Executive Speechwriting: Corporate, Weddings, Retirement

Tuesday, February 20, 2007

Is Hillary Clinton the Next Ted Kennedy?

Whether Hillary is presidential material interests me even though the odds of her becoming president seem slim. Her missteps have equalled or surpassed her good ones. The sum of who she is will not be what America wants or needs in 2008.

She comes along at a time when the Democrats need a scandal-free leader with experience who is seen non polarizing.

Unfortunately for the Democrats, Hillary will draw lots of interest, and lose. If she makes it out of the primaries -- and I think she will -- she'll lose in November. The thing thrusting her into the spotlight will be the thing taking her down.

I expect her primary victory to be a record breaking landslide, especially after the second-rate candidates (Edwards, etc.) drop out in her favor. They will try to join the Hillary bandwagon, to become part of as massive Elect Hillary effort.

With so much antiBush marketing campaigned by Democrats the last couple years, they have created a strong chance to beat whatever the Republicans throw at the election.

Obama might be scandal-free (seems he is as clean as a whistle), but will not be connected enough internationally to move an agenda. I think he is more than the flavor of the month, but is too fresh to establish a strong enough base.
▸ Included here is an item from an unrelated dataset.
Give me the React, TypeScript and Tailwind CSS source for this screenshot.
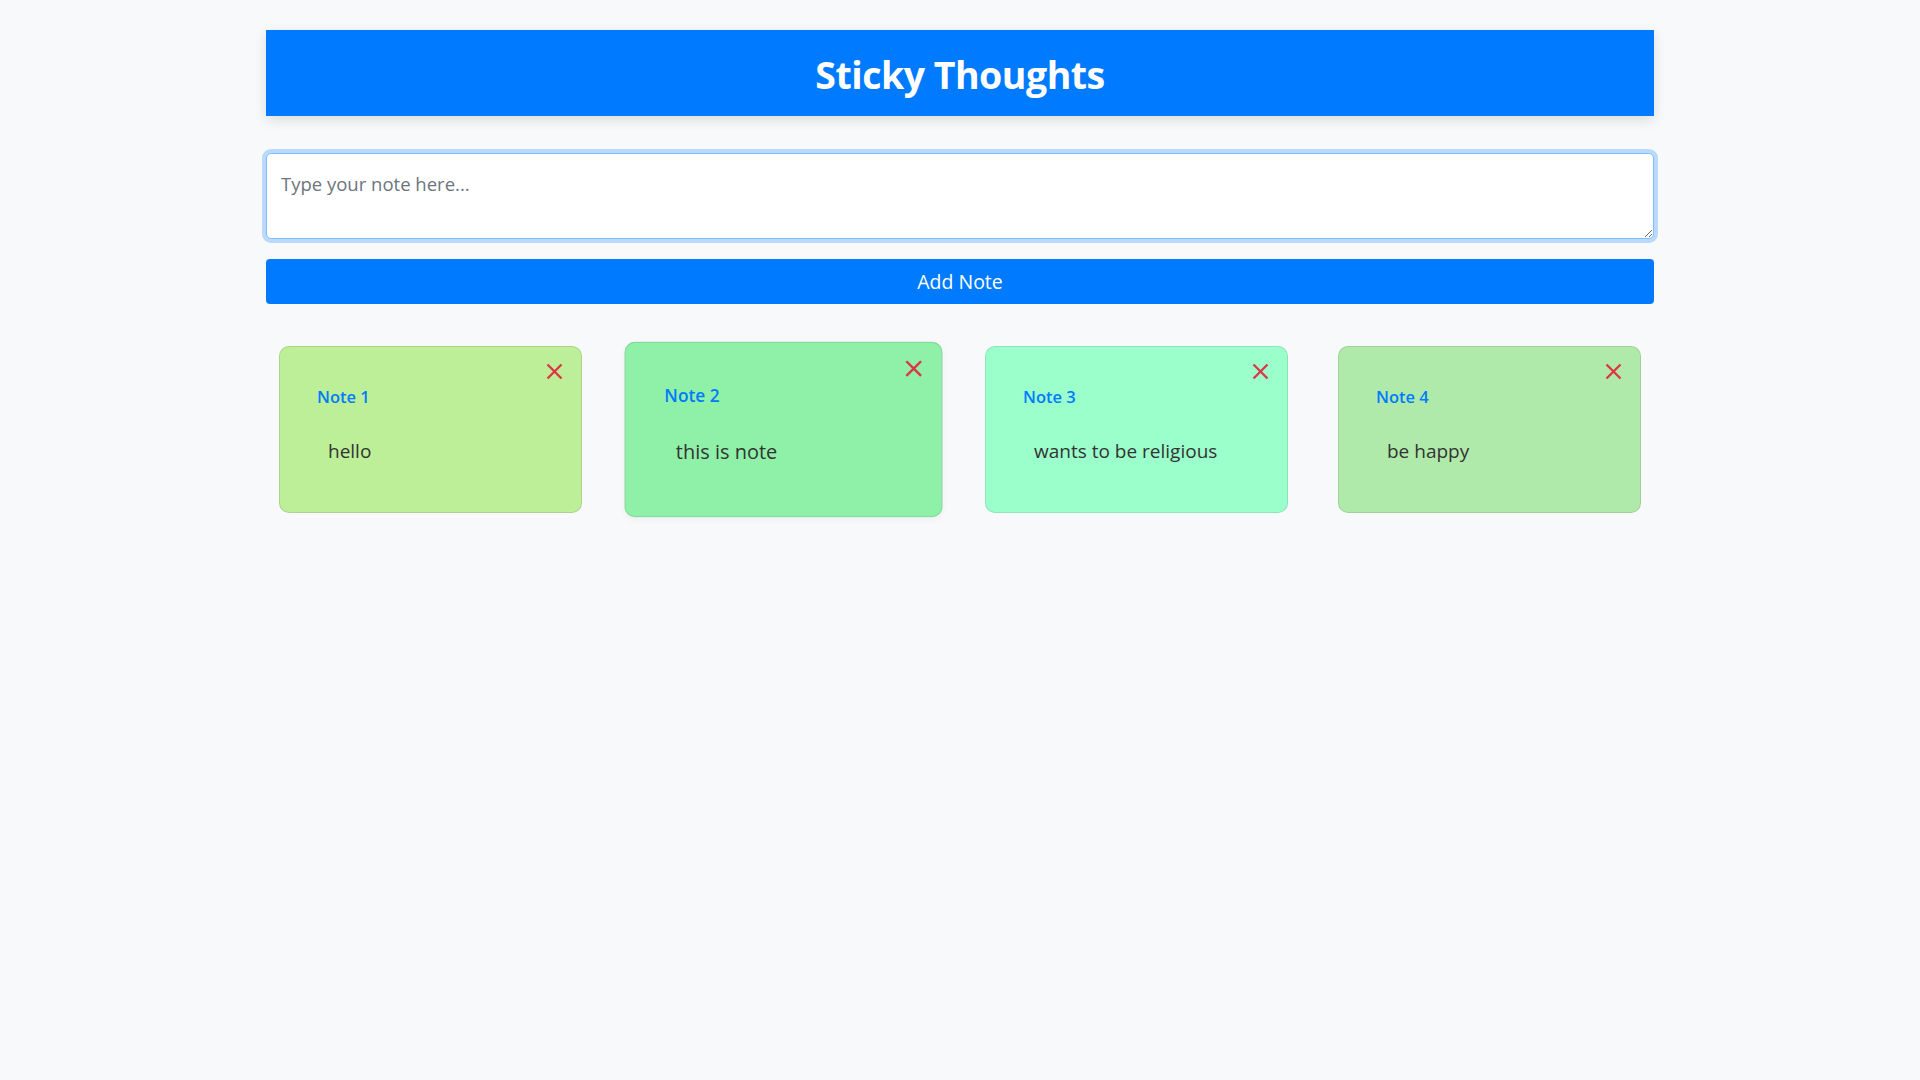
import React from 'react'

type Note = { id: number; text: string; color: string; lifted?: boolean }

const notes: Note[] = [
  { id: 1, text: 'hello', color: 'bg-[#bdee98]' },
  { id: 2, text: 'this is note', color: 'bg-[#8ff0a8]', lifted: true },
  { id: 3, text: 'wants to be religious', color: 'bg-[#9bffcc]' },
  { id: 4, text: 'be happy', color: 'bg-[#b0eaaa]' },
]

const CloseIcon: React.FC = () => (
  <svg width="17" height="17" viewBox="0 0 17 17" fill="none" stroke="#dc3545" strokeWidth="2.3">
    <line x1="1.5" y1="1.5" x2="15.5" y2="15.5" />
    <line x1="15.5" y1="1.5" x2="1.5" y2="15.5" />
  </svg>
)

const NoteCard: React.FC<{ note: Note }> = ({ note }) => (
  <div
    className={`relative w-[303px] h-[167px] rounded-[10px] border border-black/10 ${note.color} ${
      note.lifted ? 'scale-[1.05] shadow-[0_2px_6px_rgba(0,0,0,0.04)]' : ''
    }`}
  >
    <button className="absolute right-[18px] top-[16px] p-0 bg-transparent">
      <CloseIcon />
    </button>
    <div className="pt-[40px] pl-[37px]">
      <h3 className="text-[16.5px] leading-[20px] font-semibold text-[#007bff]">Note {note.id}</h3>
      <p className="mt-[32px] pl-[11px] text-[19px] leading-[24px] text-[#333]">{note.text}</p>
    </div>
  </div>
)

export default function App() {
  return (
    <div className="min-h-screen bg-[#f8f9fa] font-['Open_Sans',sans-serif]">
      <div className="w-[1388px] mx-auto pt-[30px]">
        {/* Header */}
        <header className="h-[86px] flex items-center justify-center pt-[4px] bg-[#007bff] shadow-[0_4px_12px_rgba(0,0,0,0.12)]">
          <h1 className="text-[37.5px] font-bold text-white leading-none tracking-[-0.5px]">Sticky Thoughts</h1>
        </header>

        {/* Input */}
        <textarea
          placeholder="Type your note here..."
          className="block w-full h-[86px] mt-[37px] px-[14px] pt-[16px] text-[18.5px] leading-[27px] bg-white border border-[#80bdff] rounded-[5px] outline-none shadow-[0_0_0_4px_rgba(0,123,255,0.25)] placeholder:text-[#6c757d]"
        />
        <button className="block w-full h-[45px] mt-[20px] rounded-[4px] bg-[#007bff] text-white text-[19.5px]">
          Add Note
        </button>

        {/* Notes */}
        <div className="flex justify-between px-[13px] mt-[42px]">
          {notes.map((n) => (
            <NoteCard key={n.id} note={n} />
          ))}
        </div>
      </div>
    </div>
  )
}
In Illinois (where I live), he's huge, but mostly because we have no one else. He won the election because no one ran against him, not because his issues were the ones we wanted. Alan Keyes came in, much like Hillary did in NY, and ran. Unlike Hillary, Keyes lost big, had no party support, and is long gone. Obama used Keyes as kindling wood to start the Obama fire.

Obama has soft-pedalled the hard issues, and has yet to make it easy for anyone to answer, "What makes Obama unique as issues go?" Instead, there are replies like, "Wow, what a speaker!" Lots of fluff, not enough stuff. He'll come around with substance, but not until the next election.

I think he will be president eventually, presuming he stays on course. Hillary's course will be as Ted Kennedy's course has been: lots of influence, lots of power, but never a president.

So why then a Hillary Clinton for President blog? It looks at her campaign, but is not necessarily in support of it. There's no ignoring her machine, and its impact on the election. She has money, she's smart, she's known, and she has support. That forces every candidate, pick your party, to make decisions accordingly. I'm trying to semi-objectively look at all of that, with her campaign as a sort of pivot as opposed to my personal position.